Я уверен, что под покрывалом Павлуше плохо. Оно слишком жесткое и тяжелое для его обнаженного ломкого тела. В толпе кричат:
– Ангел! Ангел Господень! – и тычут в Павлушу пальцем. У них иконы и изображения ангелов. Херувимы, серафимы, архангелы. Они орут и брызжут слюной, две женщины раскачиваются и трясут головой в религиозном экстазе, кто-то кого-то душит, у девочки-подростка закатились глаза, изо рта идет пена. У них распятия, транспаранты, воздушные шарики и флаги России.
– Слава Господу! Враг рода человеческого, паразит, посрамлен!
– И ныне ангел!
– Ангел!
– Славяне, возрадуемся! Православные!
– Россия – вперед!
От каждого крика Павлуша вздрагивает и шарахается в сторону, но мы его крепко держим. Так крепко, что, я боюсь, мы можем ему что-то сломать. Его конечности хрупкие, как стебли растений, в них нет костей, только что-то вроде хрящей.

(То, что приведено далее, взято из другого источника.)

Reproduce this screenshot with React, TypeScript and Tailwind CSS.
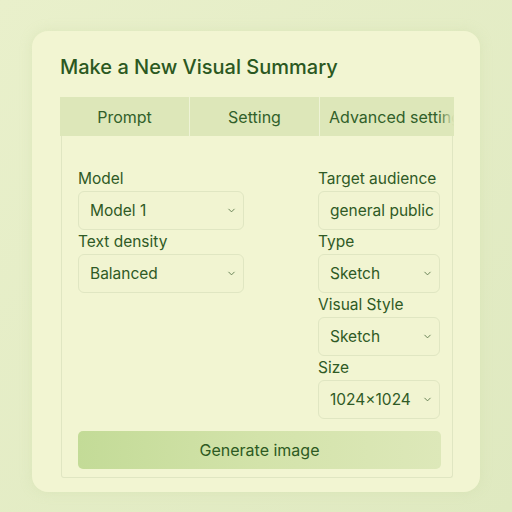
import { ChevronDown } from 'lucide-react'

const leftFields = [
  { label: 'Model', value: 'Model 1' },
  { label: 'Text density', value: 'Balanced' },
]

const rightFields = [
  { label: 'Target audience', value: 'general public', input: true },
  { label: 'Type', value: 'Sketch' },
  { label: 'Visual Style', value: 'Sketch' },
  { label: 'Size', value: '1024×1024' },
]

function Field({ label, value, input }: { label: string; value: string; input?: boolean }) {
  return (
    <div className="flex flex-col">
      <span className="h-[21px] whitespace-nowrap text-[15.5px] leading-[18px] text-[#2f5a25]">{label}</span>
      <div className="h-[39px] flex items-center justify-between rounded-[6px] border border-[#e0e6c2] bg-[#f1f4d1] pl-[11px] pr-[6px] text-[15.5px] text-[#2f5a25]">
        <span className="whitespace-nowrap">{value}</span>
        {!input && <ChevronDown className="w-[11px] h-[11px] text-[#5d7a4c]" strokeWidth={2} />}
      </div>
    </div>
  )
}

export default function App() {
  return (
    <div
      className="w-[512px] h-[512px] bg-gradient-to-br from-[#e9f0cb] to-[#dfe9c0] pt-[31px] pl-[32px]"
      style={{ fontFamily: 'Inter, "Noto Sans", sans-serif' }}
    >
      <div className="w-[448px] h-[461px] rounded-[16px] bg-[#f2f5d2] shadow-[0_0_12px_rgba(200,215,160,0.35)] pt-[23px] pl-[28px]">
        <h1 className="text-[20px] font-medium leading-[26px] text-[#2b5821]">Make a New Visual Summary</h1>

        <div className="mt-[17px] w-[394px]">
          <div className="flex h-[39px] bg-[#dde7b9] text-[16px] text-[#31602a]">
            <div className="w-[130px] flex items-center justify-center border-r border-[#eef3d6]">Prompt</div>
            <div className="w-[130px] flex items-center justify-center border-r border-[#eef3d6]">Setting</div>
            <div className="relative flex-1 flex items-center pl-[9px] overflow-hidden whitespace-nowrap">
              Advanced settings
              <div className="absolute right-0 top-0 h-full w-[16px] bg-gradient-to-r from-[#dde7b900] to-[#dde7b9]" />
            </div>
          </div>

          <div className="w-[392px] ml-[1px] h-[342px] border-x border-b border-[#e0e6c2] rounded-b-[3px] pt-[34px] px-[16px]">
            <div className="flex justify-between">
              <div className="w-[166px] flex flex-col gap-[3px]">
                {leftFields.map((f) => (
                  <Field key={f.label} label={f.label} value={f.value} />
                ))}
              </div>
              <div className="w-[122px] flex flex-col gap-[3px] mr-[-4px]">
                {rightFields.map((f) => (
                  <Field key={f.label} label={f.label} value={f.value} input={f.input} />
                ))}
              </div>
            </div>

            <button className="mt-[12px] w-[363px] h-[38px] rounded-[5px] bg-gradient-to-r from-[#c3db97] via-[#d3e3aa] to-[#dde8b9] text-[16px] text-[#2d5a22]">
              Generate image
            </button>
          </div>
        </div>
      </div>
    </div>
  )
}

Какая-то бабка держит над головой изображение многоногой клыкастой твари и визгливо кликушествует:
– Паразиты! Паразиты в нас! От собак, от кошек, от мышей, от крыс, от свиней, от мух паразиты! И от дьявола паразиты!
Семь женщин в черных платках пытаются прорвать оцепление. Они лезут через полицейских, визжа и морщась, словно через колючую проволоку, они пытаются расцарапать их прозрачные шлемы, раз уж не могут добраться до глаз.
– Пропустите нас к ангелу, твари, уроды, звери! Ангел – общий! Имеем право! Ангел для всех!
Полицейские с силой швыряют баб на асфальт, не размыкая рук, пинают их, лежачих, ногами. На полицейских бросается с ревом низкорослый мужик, в его руке блестит что-то черное, слышатся выстрелы, брызги крови летят на нас, на темное покрывало Павлуши. В толпе – визг, рядом с нами – хрип умирающих. Кто-то сильными, грубыми руками в перчатках хватает нас сзади, и вот уже не только Павлушу, но нас всех, включая Отца, волокут к храму, заталкивают в роскошные золоченые двери и закрывают их у нас за спиной.